------ Collected data

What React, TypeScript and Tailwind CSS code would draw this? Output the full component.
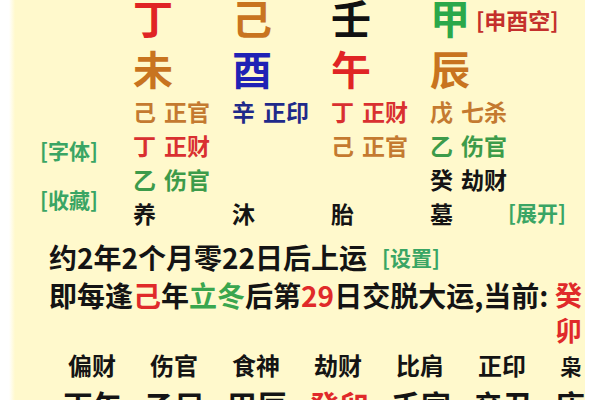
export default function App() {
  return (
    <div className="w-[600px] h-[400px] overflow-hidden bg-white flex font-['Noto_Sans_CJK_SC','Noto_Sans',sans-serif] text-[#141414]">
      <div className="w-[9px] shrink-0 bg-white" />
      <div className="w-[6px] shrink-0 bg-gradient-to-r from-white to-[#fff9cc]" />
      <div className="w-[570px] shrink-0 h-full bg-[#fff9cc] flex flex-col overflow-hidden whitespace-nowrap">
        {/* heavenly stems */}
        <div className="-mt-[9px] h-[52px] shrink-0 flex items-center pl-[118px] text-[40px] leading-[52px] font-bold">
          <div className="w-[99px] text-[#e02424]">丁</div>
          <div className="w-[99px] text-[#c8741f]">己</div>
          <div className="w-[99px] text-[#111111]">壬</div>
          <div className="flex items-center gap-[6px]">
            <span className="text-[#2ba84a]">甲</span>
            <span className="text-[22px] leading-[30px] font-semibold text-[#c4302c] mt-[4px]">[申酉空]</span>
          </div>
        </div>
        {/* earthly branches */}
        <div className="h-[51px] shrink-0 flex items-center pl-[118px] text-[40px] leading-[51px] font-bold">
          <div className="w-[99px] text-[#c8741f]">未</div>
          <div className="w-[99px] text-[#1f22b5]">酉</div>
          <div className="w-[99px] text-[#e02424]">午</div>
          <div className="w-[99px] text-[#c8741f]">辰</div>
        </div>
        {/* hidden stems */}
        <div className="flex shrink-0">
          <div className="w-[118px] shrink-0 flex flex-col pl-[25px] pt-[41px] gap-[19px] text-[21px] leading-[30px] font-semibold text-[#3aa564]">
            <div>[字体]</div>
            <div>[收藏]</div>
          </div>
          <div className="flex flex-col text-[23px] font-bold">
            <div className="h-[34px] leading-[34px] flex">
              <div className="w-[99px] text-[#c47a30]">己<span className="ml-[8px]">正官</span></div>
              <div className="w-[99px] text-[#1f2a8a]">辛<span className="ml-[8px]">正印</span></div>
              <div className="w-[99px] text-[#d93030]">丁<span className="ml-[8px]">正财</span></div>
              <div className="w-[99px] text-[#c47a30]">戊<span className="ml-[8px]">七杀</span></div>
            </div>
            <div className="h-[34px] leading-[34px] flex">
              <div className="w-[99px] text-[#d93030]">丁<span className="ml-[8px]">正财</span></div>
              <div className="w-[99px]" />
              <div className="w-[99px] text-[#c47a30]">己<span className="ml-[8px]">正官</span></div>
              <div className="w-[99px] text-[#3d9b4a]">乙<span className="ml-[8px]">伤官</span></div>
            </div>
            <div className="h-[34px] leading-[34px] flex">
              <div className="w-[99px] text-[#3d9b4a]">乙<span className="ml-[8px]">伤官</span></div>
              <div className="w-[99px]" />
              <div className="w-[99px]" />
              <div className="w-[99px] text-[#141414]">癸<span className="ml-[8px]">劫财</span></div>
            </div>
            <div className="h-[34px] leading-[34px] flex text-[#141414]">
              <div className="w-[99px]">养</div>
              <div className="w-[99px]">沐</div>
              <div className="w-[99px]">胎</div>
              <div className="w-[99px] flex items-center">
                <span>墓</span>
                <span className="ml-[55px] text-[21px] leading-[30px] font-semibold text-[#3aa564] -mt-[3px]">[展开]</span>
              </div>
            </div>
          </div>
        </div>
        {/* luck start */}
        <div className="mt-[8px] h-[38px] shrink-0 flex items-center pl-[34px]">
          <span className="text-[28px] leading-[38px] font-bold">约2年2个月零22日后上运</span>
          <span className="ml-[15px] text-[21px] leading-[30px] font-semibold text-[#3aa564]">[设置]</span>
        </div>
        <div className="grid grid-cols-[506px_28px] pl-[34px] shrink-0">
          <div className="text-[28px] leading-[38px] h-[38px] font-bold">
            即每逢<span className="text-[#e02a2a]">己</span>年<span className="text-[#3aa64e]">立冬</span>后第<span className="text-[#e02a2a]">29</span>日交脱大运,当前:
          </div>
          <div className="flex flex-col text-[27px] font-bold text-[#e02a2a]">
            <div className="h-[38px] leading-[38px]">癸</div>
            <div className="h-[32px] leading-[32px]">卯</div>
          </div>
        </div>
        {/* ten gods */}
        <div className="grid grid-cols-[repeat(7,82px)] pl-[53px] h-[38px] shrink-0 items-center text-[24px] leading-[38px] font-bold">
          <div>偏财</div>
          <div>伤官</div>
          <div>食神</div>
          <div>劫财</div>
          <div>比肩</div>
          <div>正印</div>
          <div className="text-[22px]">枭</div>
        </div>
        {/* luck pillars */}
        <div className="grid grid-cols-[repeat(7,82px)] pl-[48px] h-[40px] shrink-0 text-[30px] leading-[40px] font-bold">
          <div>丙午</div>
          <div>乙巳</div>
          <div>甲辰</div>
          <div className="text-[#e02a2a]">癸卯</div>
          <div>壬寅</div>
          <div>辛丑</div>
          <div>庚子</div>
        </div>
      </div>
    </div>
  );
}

------------

Reproduce the material above in full and without alteration, but skip all pictures.

Task answer —
What React, TypeScript and Tailwind CSS code would draw this? Output the full component.
export default function App() {
  return (
    <div className="w-[600px] h-[400px] overflow-hidden bg-white flex font-['Noto_Sans_CJK_SC','Noto_Sans',sans-serif] text-[#141414]">
      <div className="w-[9px] shrink-0 bg-white" />
      <div className="w-[6px] shrink-0 bg-gradient-to-r from-white to-[#fff9cc]" />
      <div className="w-[570px] shrink-0 h-full bg-[#fff9cc] flex flex-col overflow-hidden whitespace-nowrap">
        {/* heavenly stems */}
        <div className="-mt-[9px] h-[52px] shrink-0 flex items-center pl-[118px] text-[40px] leading-[52px] font-bold">
          <div className="w-[99px] text-[#e02424]">丁</div>
          <div className="w-[99px] text-[#c8741f]">己</div>
          <div className="w-[99px] text-[#111111]">壬</div>
          <div className="flex items-center gap-[6px]">
            <span className="text-[#2ba84a]">甲</span>
            <span className="text-[22px] leading-[30px] font-semibold text-[#c4302c] mt-[4px]">[申酉空]</span>
          </div>
        </div>
        {/* earthly branches */}
        <div className="h-[51px] shrink-0 flex items-center pl-[118px] text-[40px] leading-[51px] font-bold">
          <div className="w-[99px] text-[#c8741f]">未</div>
          <div className="w-[99px] text-[#1f22b5]">酉</div>
          <div className="w-[99px] text-[#e02424]">午</div>
          <div className="w-[99px] text-[#c8741f]">辰</div>
        </div>
        {/* hidden stems */}
        <div className="flex shrink-0">
          <div className="w-[118px] shrink-0 flex flex-col pl-[25px] pt-[41px] gap-[19px] text-[21px] leading-[30px] font-semibold text-[#3aa564]">
            <div>[字体]</div>
            <div>[收藏]</div>
          </div>
          <div className="flex flex-col text-[23px] font-bold">
            <div className="h-[34px] leading-[34px] flex">
              <div className="w-[99px] text-[#c47a30]">己<span className="ml-[8px]">正官</span></div>
              <div className="w-[99px] text-[#1f2a8a]">辛<span className="ml-[8px]">正印</span></div>
              <div className="w-[99px] text-[#d93030]">丁<span className="ml-[8px]">正财</span></div>
              <div className="w-[99px] text-[#c47a30]">戊<span className="ml-[8px]">七杀</span></div>
            </div>
            <div className="h-[34px] leading-[34px] flex">
              <div className="w-[99px] text-[#d93030]">丁<span className="ml-[8px]">正财</span></div>
              <div className="w-[99px]" />
              <div className="w-[99px] text-[#c47a30]">己<span className="ml-[8px]">正官</span></div>
              <div className="w-[99px] text-[#3d9b4a]">乙<span className="ml-[8px]">伤官</span></div>
            </div>
            <div className="h-[34px] leading-[34px] flex">
              <div className="w-[99px] text-[#3d9b4a]">乙<span className="ml-[8px]">伤官</span></div>
              <div className="w-[99px]" />
              <div className="w-[99px]" />
              <div className="w-[99px] text-[#141414]">癸<span className="ml-[8px]">劫财</span></div>
            </div>
            <div className="h-[34px] leading-[34px] flex text-[#141414]">
              <div className="w-[99px]">养</div>
              <div className="w-[99px]">沐</div>
              <div className="w-[99px]">胎</div>
              <div className="w-[99px] flex items-center">
                <span>墓</span>
                <span className="ml-[55px] text-[21px] leading-[30px] font-semibold text-[#3aa564] -mt-[3px]">[展开]</span>
              </div>
            </div>
          </div>
        </div>
        {/* luck start */}
        <div className="mt-[8px] h-[38px] shrink-0 flex items-center pl-[34px]">
          <span className="text-[28px] leading-[38px] font-bold">约2年2个月零22日后上运</span>
          <span className="ml-[15px] text-[21px] leading-[30px] font-semibold text-[#3aa564]">[设置]</span>
        </div>
        <div className="grid grid-cols-[506px_28px] pl-[34px] shrink-0">
          <div className="text-[28px] leading-[38px] h-[38px] font-bold">
            即每逢<span className="text-[#e02a2a]">己</span>年<span className="text-[#3aa64e]">立冬</span>后第<span className="text-[#e02a2a]">29</span>日交脱大运,当前:
          </div>
          <div className="flex flex-col text-[27px] font-bold text-[#e02a2a]">
            <div className="h-[38px] leading-[38px]">癸</div>
            <div className="h-[32px] leading-[32px]">卯</div>
          </div>
        </div>
        {/* ten gods */}
        <div className="grid grid-cols-[repeat(7,82px)] pl-[53px] h-[38px] shrink-0 items-center text-[24px] leading-[38px] font-bold">
          <div>偏财</div>
          <div>伤官</div>
          <div>食神</div>
          <div>劫财</div>
          <div>比肩</div>
          <div>正印</div>
          <div className="text-[22px]">枭</div>
        </div>
        {/* luck pillars */}
        <div className="grid grid-cols-[repeat(7,82px)] pl-[48px] h-[40px] shrink-0 text-[30px] leading-[40px] font-bold">
          <div>丙午</div>
          <div>乙巳</div>
          <div>甲辰</div>
          <div className="text-[#e02a2a]">癸卯</div>
          <div>壬寅</div>
          <div>辛丑</div>
          <div>庚子</div>
        </div>
      </div>
    </div>
  );
}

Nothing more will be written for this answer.